On May 25 the Los Angeles gallery Kayne Griffin Corcoran is set to unveil a large new space in Wilshire. Renovated by Los Angeles-based architecture firm Standard, it features key elements designed by James Turrell such as the permanent Skyspace, the courtyard, and the lighting scheme throughout the space. The exhibition will also showcase works related to Turrell’s decades-long Roden Crater project sited in a 400,000-year-old extinct cinder cone volcano in the San Francisco Volcanic Field near the Grand Canyon. Yasmine Mohseni spoke with Maggie Kayne and Bill Griffin about their new space, their ongoing collaboration with Turrell, and creating a new kunsthalle in L.A.
What is your relation to Turrell?
MK: Bill and I met through Turrell, who was coming to town to do a site visit. He’s one of my heroes, so I went over to the site. Bill and Jim Corcoran (now my partners) brought him over. I couldn’t have cared less about talking to them at this point; I wanted to talk to James! But we ended up talking and really hit it off.
Why move to the Wilshire area?
BG: It’s between LACMA and Culver City. Maggie was the driving force for looking there, and we all thought that’s the place for us to be. It was also about finding the right building with the right character: The 1940s architecture and the large courtyard captured the spirit of the West.
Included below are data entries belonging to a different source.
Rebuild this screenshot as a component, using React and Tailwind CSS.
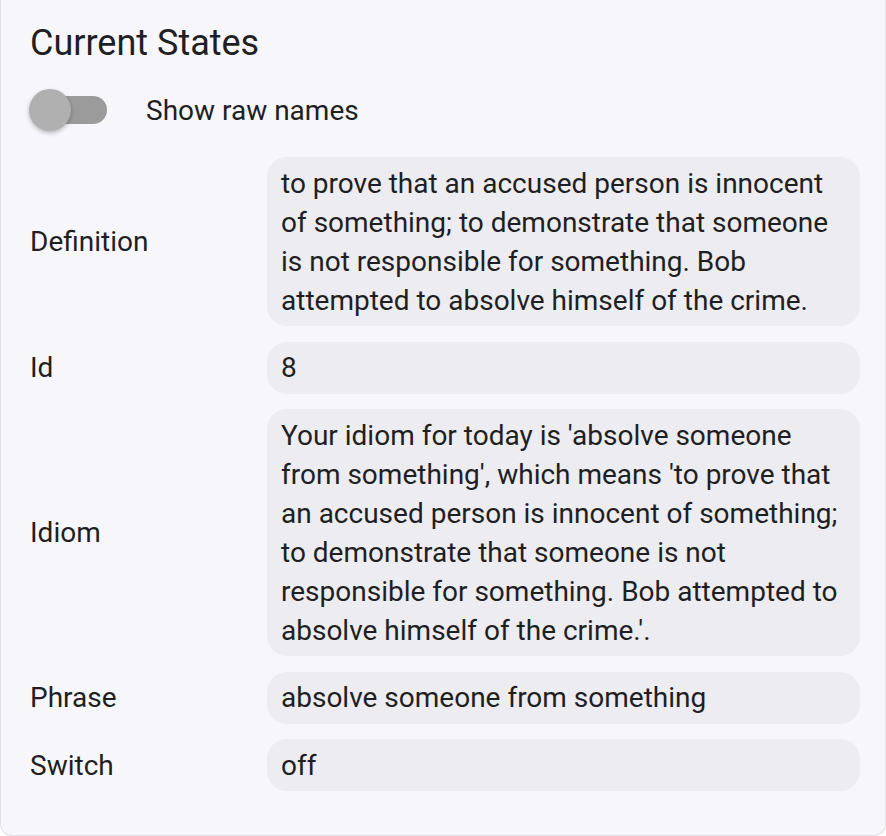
const rows = [
  {
    label: 'Definition',
    value:
      'to prove that an accused person is innocent of something; to demonstrate that someone is not responsible for something. Bob attempted to absolve himself of the crime.',
  },
  { label: 'Id', value: '8' },
  {
    label: 'Idiom',
    value:
      "Your idiom for today is 'absolve someone from something', which means 'to prove that an accused person is innocent of something; to demonstrate that someone is not responsible for something. Bob attempted to absolve himself of the crime.'.",
  },
  { label: 'Phrase', value: 'absolve someone from something' },
  { label: 'Switch', value: 'off' },
]

const Toggle = () => {
  return (
    <div className="relative w-[78px] h-[42px] shrink-0">
      <div className="absolute left-[8px] right-0 top-[7px] h-[28px] rounded-full bg-[#9b9b9b]" />
      <div className="absolute left-0 top-0 w-[42px] h-[42px] rounded-full bg-[#b0b0b0] shadow-[0_2px_4px_rgba(0,0,0,0.25)]" />
    </div>
  )
}

export default function App() {
  return (
    <div className="bg-white min-h-screen" style={{ fontFamily: 'Roboto, "Noto Sans", sans-serif' }}>
      <div className="w-[886px] bg-[#f7f7fb] border-x border-b border-[#e2e2e6] rounded-b-[12px] pl-[29px] pr-[25px] pt-[22px] pb-[44px] text-[#1f1f23]">
        <h1 className="text-[36px] leading-[43px] font-normal">Current States</h1>

        <div className="flex items-center mt-[24px] -ml-px">
          <Toggle />
          <span className="ml-[39px] text-[28px] leading-[39px]">Show raw names</span>
        </div>

        <div className="mt-[26px] flex flex-col gap-[15.5px]">
          {rows.map((row) => (
            <div key={row.label} className="flex items-center">
              <div className="w-[237px] shrink-0 text-[28px] leading-[39px]">{row.label}</div>
              <div className="flex-1 bg-[#ececf1] rounded-[20px] px-[14px] py-[6.5px] text-[28px] leading-[39px]">
                {row.value}
              </div>
            </div>
          ))}
        </div>
      </div>
    </div>
  )
}
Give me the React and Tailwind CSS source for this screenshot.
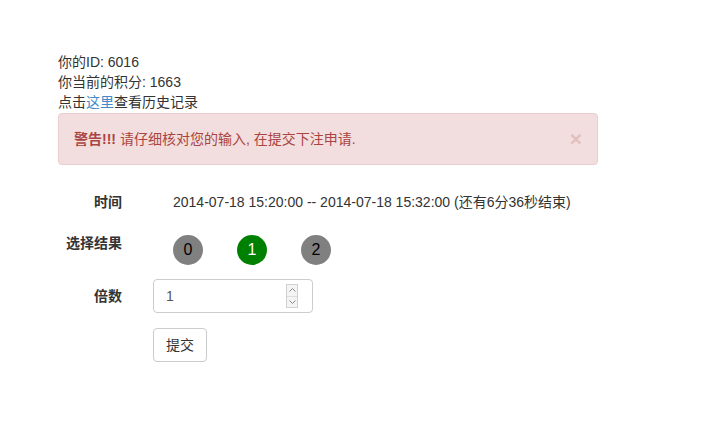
import React from "react";

export default function App() {
  return (
    <div
      className="min-h-[423px] w-[717px] bg-white text-[14px] leading-[20px] text-[#333]"
      style={{ fontFamily: '"Liberation Sans", "Noto Sans CJK SC", sans-serif' }}
    >
      <div className="pl-[58px] pt-[52px] w-[540px] box-content">
        <div>你的ID: 6016</div>
        <div>你当前的积分: 1663</div>
        <div>
          点击<a className="text-[#428bca]">这里</a>查看历史记录
        </div>

        <div className="mt-px flex items-center justify-between rounded-[4px] border border-[#ebccd1] bg-[#f2dede] p-[15px] text-[#a94442]">
          <div>
            <strong className="font-bold">警告!!!</strong> 请仔细核对您的输入, 在提交下注申请.
          </div>
          <span className="text-[21px] font-bold leading-[20px] text-[#a94442] opacity-20">×</span>
        </div>

        <div className="mt-5 flex h-[34px] items-start">
          <div className="w-[64px] py-[7px] text-right font-bold">时间</div>
          <div className="ml-[31px] py-[7px] pl-[20px] whitespace-nowrap">
            2014-07-18 15:20:00 -- 2014-07-18 15:32:00 (还有6分36秒结束)
          </div>
        </div>

        <div className="mt-[14px] flex items-start">
          <div className="w-[64px] text-right font-bold">选择结果</div>
          <div className="ml-[31px] mt-[2px] flex gap-[34px] pl-[20px]">
            <div className="flex h-[30px] w-[30px] items-center justify-center rounded-full bg-[#808080] text-[16px] text-black">0</div>
            <div className="flex h-[30px] w-[30px] items-center justify-center rounded-full bg-[#008000] text-[16px] text-white">1</div>
            <div className="flex h-[30px] w-[30px] items-center justify-center rounded-full bg-[#808080] text-[16px] text-black">2</div>
          </div>
        </div>

        <div className="mt-[14px] flex items-start">
          <div className="w-[64px] py-[7px] text-right font-bold">倍数</div>
          <div className="ml-[31px] relative flex h-[34px] w-[160px] items-center rounded-[4px] border border-[#ccc] px-[12px] text-[#555]">
            1
            <div className="absolute right-[14px] top-[4px] flex h-[24px] w-[12px] flex-col border border-[#d0d0d0] bg-[#f4f4f4]">
              <div className="flex flex-1 items-center justify-center border-b border-[#dcdcdc]">
                <svg width="7" height="4" viewBox="0 0 7 4"><path d="M0.5 3.5 L3.5 0.5 L6.5 3.5" fill="none" stroke="#888" strokeWidth="1" /></svg>
              </div>
              <div className="flex flex-1 items-center justify-center">
                <svg width="7" height="4" viewBox="0 0 7 4"><path d="M0.5 0.5 L3.5 3.5 L6.5 0.5" fill="none" stroke="#888" strokeWidth="1" /></svg>
              </div>
            </div>
          </div>
        </div>

        <div className="mt-[15px] flex">
          <div className="ml-[95px] flex h-[34px] items-center rounded-[4px] border border-[#ccc] bg-white px-[12px] text-[#333]">
            提交
          </div>
        </div>
      </div>
    </div>
  );
}
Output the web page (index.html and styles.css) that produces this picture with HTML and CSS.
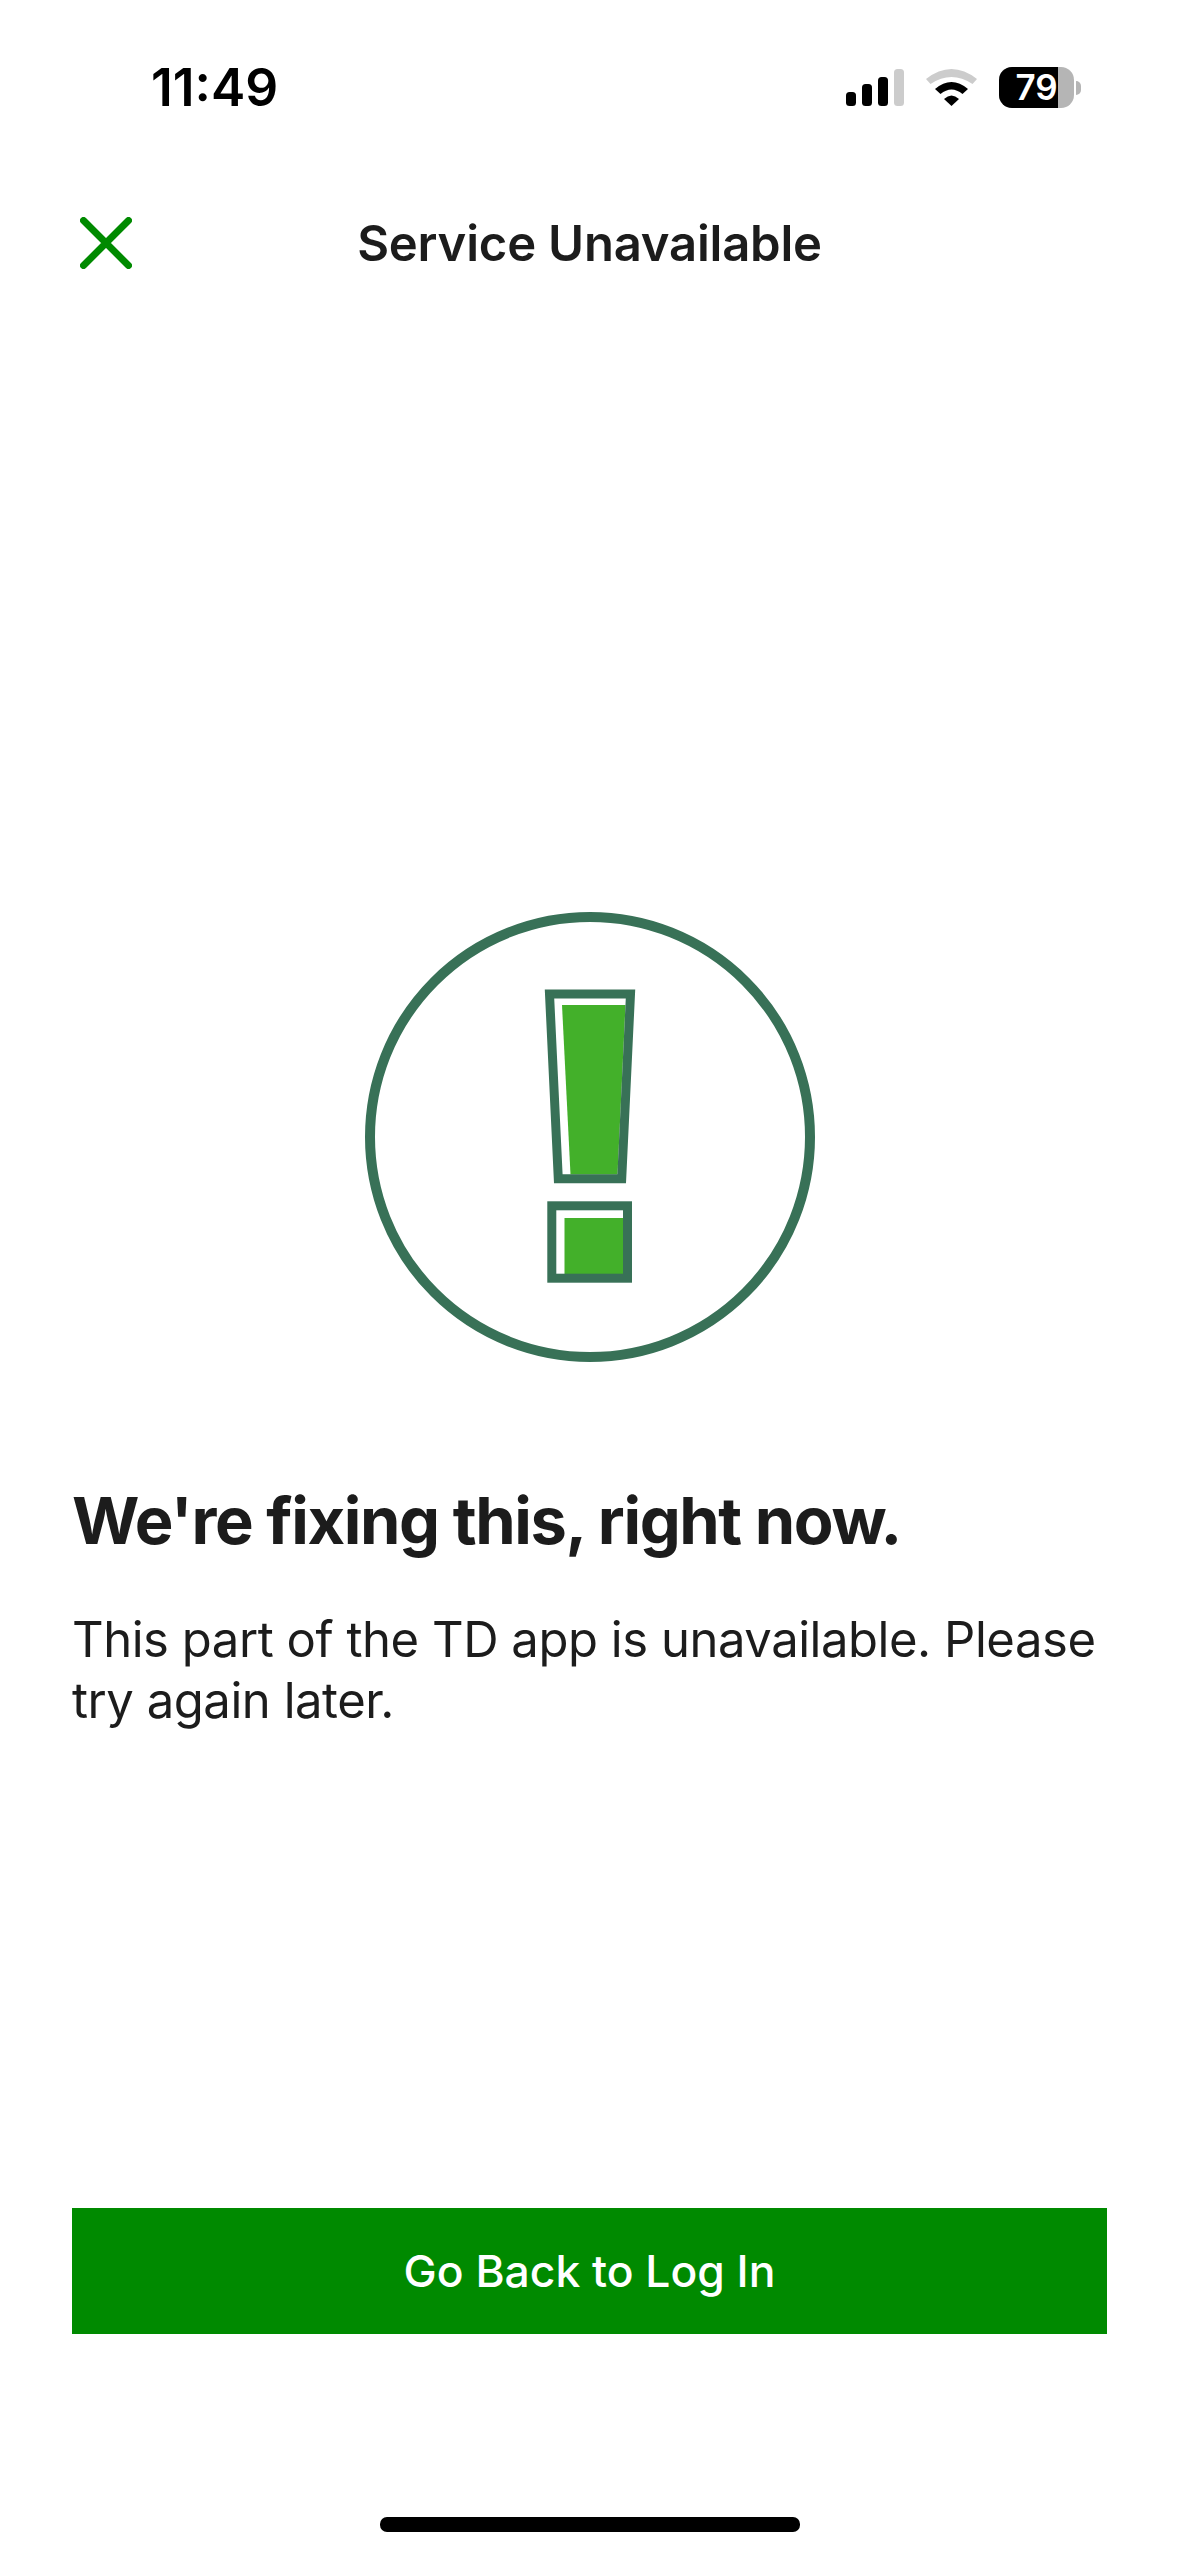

It’s not like a Chelsea gallery where you have no sense of the space and light outside.
What will you be showing?
MK: We all come together in our interest in history more than the market. Bill is interested in doing institutional-level shows in this large space. My priority is always to create an experience and to focus on what I think is historical and not worry about how to sell a show. I have a tendency to shy away from what’s exploding in the market and embrace things that I think are truly lasting.
BG: It’s our DNA. There’s a reason the word gallery isn’t attached to Kayne Griffin Corcoran.